EXERCISE GOAL →
In the data that follows, count every line holding the string "table" and give the count alone.

::: SOURCE MATERIAL :::

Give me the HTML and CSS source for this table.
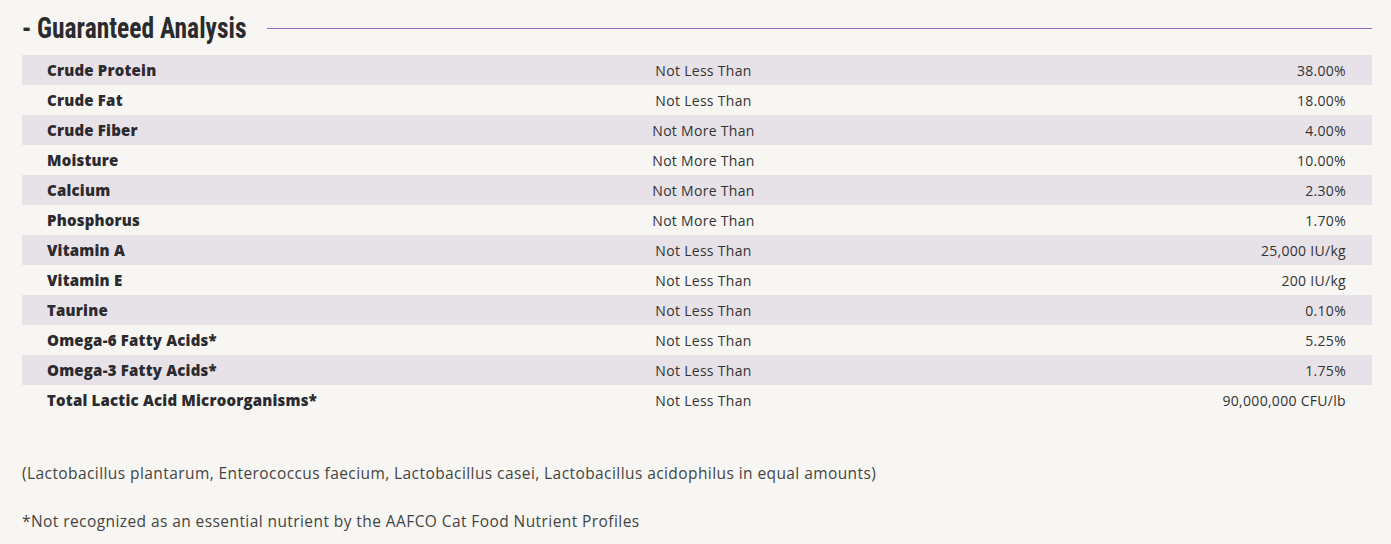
FILE: index.html
```html
<!DOCTYPE html>
<html>
<head>
<meta charset="utf-8">
<link rel="stylesheet" href="styles.css">
</head>
<body>
<section class="ga">
  <div class="ga-head">
    <h2 class="ga-title"><span class="ga-title-text">- Guaranteed Analysis</span></h2>
    <div class="ga-rule"></div>
  </div>
  <div class="ga-table">
    <div class="row"><span class="name">Crude Protein</span><span class="cmp">Not Less Than</span><span class="val">38.00%</span></div>
    <div class="row"><span class="name">Crude Fat</span><span class="cmp">Not Less Than</span><span class="val">18.00%</span></div>
    <div class="row"><span class="name">Crude Fiber</span><span class="cmp">Not More Than</span><span class="val">4.00%</span></div>
    <div class="row"><span class="name">Moisture</span><span class="cmp">Not More Than</span><span class="val">10.00%</span></div>
    <div class="row"><span class="name">Calcium</span><span class="cmp">Not More Than</span><span class="val">2.30%</span></div>
    <div class="row"><span class="name">Phosphorus</span><span class="cmp">Not More Than</span><span class="val">1.70%</span></div>
    <div class="row"><span class="name">Vitamin A</span><span class="cmp">Not Less Than</span><span class="val">25,000 IU/kg</span></div>
    <div class="row"><span class="name">Vitamin E</span><span class="cmp">Not Less Than</span><span class="val">200 IU/kg</span></div>
    <div class="row"><span class="name">Taurine</span><span class="cmp">Not Less Than</span><span class="val">0.10%</span></div>
    <div class="row"><span class="name">Omega-6 Fatty Acids*</span><span class="cmp">Not Less Than</span><span class="val">5.25%</span></div>
    <div class="row"><span class="name">Omega-3 Fatty Acids*</span><span class="cmp">Not Less Than</span><span class="val">1.75%</span></div>
    <div class="row"><span class="name">Total Lactic Acid Microorganisms*</span><span class="cmp">Not Less Than</span><span class="val">90,000,000 CFU/lb</span></div>
  </div>
  <p class="note note-first">(Lactobacillus plantarum, Enterococcus faecium, Lactobacillus casei, Lactobacillus acidophilus in equal amounts)</p>
  <p class="note">*Not recognized as an essential nutrient by the AAFCO Cat Food Nutrient Profiles</p>
</section>
</body>
</html>
```
FILE: styles.css
```css
html, body {
  margin: 0;
  padding: 0;
  background: #f7f6f3;
}
body {
  font-family: "Open Sans", "Noto Sans", sans-serif;
  color: #2f2f33;
}
.ga {
  padding: 10px 19px 0 22px;
}
.ga-head {
  display: flex;
  align-items: center;
  gap: 21px;
  height: 36px;
  margin-bottom: 9px;
}
.ga-title {
  margin: 0;
  width: 224px;
  flex: none;
  font-family: "Roboto Condensed", "DejaVu Sans Condensed", sans-serif;
  font-weight: bold;
  font-size: 30px;
  line-height: 36px;
  color: #2b2a2e;
  white-space: nowrap;
}
.ga-title-text {
  display: inline-block;
  transform: scaleX(0.85);
  transform-origin: left center;
}
.ga-rule {
  flex: 1;
  height: 1px;
  background: #9b65bd;
}
.ga-table {
  display: flex;
  flex-direction: column;
}
.row {
  display: grid;
  grid-template-columns: 584px 1fr 570px;
  align-items: center;
  height: 30px;
  padding: 0 26px 0 25px;
}
.row:nth-child(odd) {
  background: #e7e1e8;
}
.name {
  font-weight: 800;
  font-size: 15px;
  letter-spacing: 0.2px;
  color: #2b2a2e;
}
.cmp {
  text-align: center;
  font-size: 14px;
  letter-spacing: 0.3px;
  color: #333;
}
.val {
  text-align: right;
  font-size: 14px;
  letter-spacing: 0.3px;
  color: #333;
}
.note {
  margin: 0;
  font-size: 15.5px;
  letter-spacing: 0.42px;
  color: #444;
}
.note-first {
  margin-top: 47px;
  margin-bottom: 26px;
}
```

:::

FINAL ANSWER →
3